The case was a centerpiece of Republican gubernatorial candidate Winsome Earle-Sears’ campaign this year, after Gov. Glenn Youngkin directed the Office of the Attorney General to investigate the school system’s claims against the students in May.

Va. AG launches investigation into Loudoun schools after ‘uncomfortable’ boys’ locker room incident

By June, Virginia Attorney General Jason Miyares announced that his office’s investigation had been referred to the U.S. Departments of Education and Justice for further review. His office described the school system’s actions as a “retaliatory Title IX investigation” targeting the three Stone Bridge High School students.

The U.S. Department of Education’s Office of Civil Rights found that LCPS violated Title IX and retaliated against the male students by not handling sexual-harassment complaints equally.

Loudoun’s transgender-access policy, or Policy 8040, has been a source of contention since a 2021 bathroom assault case involving a male student who was found guilty of attacking two female students at different schools over six months. In the first incident, the male student was wearing a skirt when he assaulted a female student in a girls’ bathroom, although there’s no evidence that he identified as female.

Stone Bridge High School, one of the schools where the assaults took place, is where the latest locker room incident occurred.

In 2023, Loudoun County Public Schools launched a pilot program to improve restroom privacy and safety.

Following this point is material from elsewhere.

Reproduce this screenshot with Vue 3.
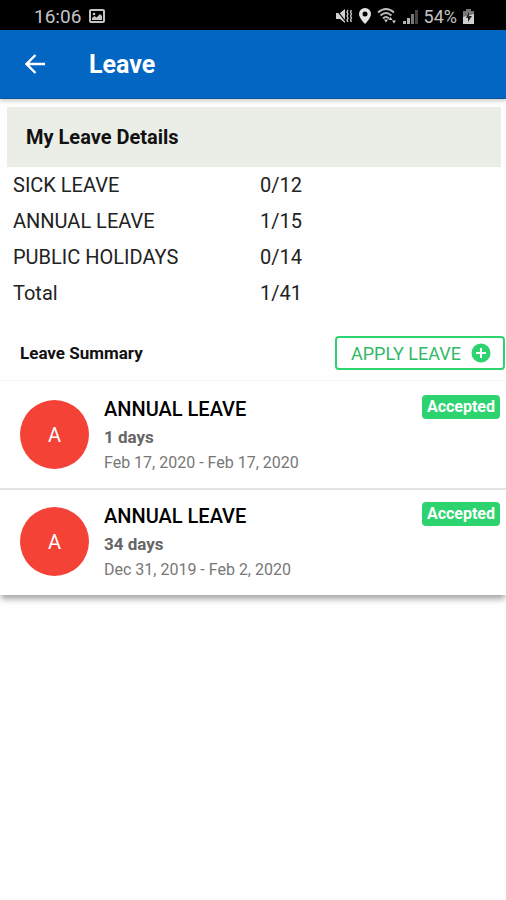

The initiative was designed to increase accessibility and provide students with the option of using multi-fixture, gender-specific restrooms or single-occupancy restrooms across all LCPS facilities. Stone Bridge was not included in the pilot.

Loudoun County Public Schools declined to comment due to pending litigation in the U.S. District Court for the Eastern District of Virginia.

High-risk status

The school system’s prospect of losing federal funds can also be connected to a change the Department of Education made in August to how Loudoun County and four other school divisions would receive federal funds.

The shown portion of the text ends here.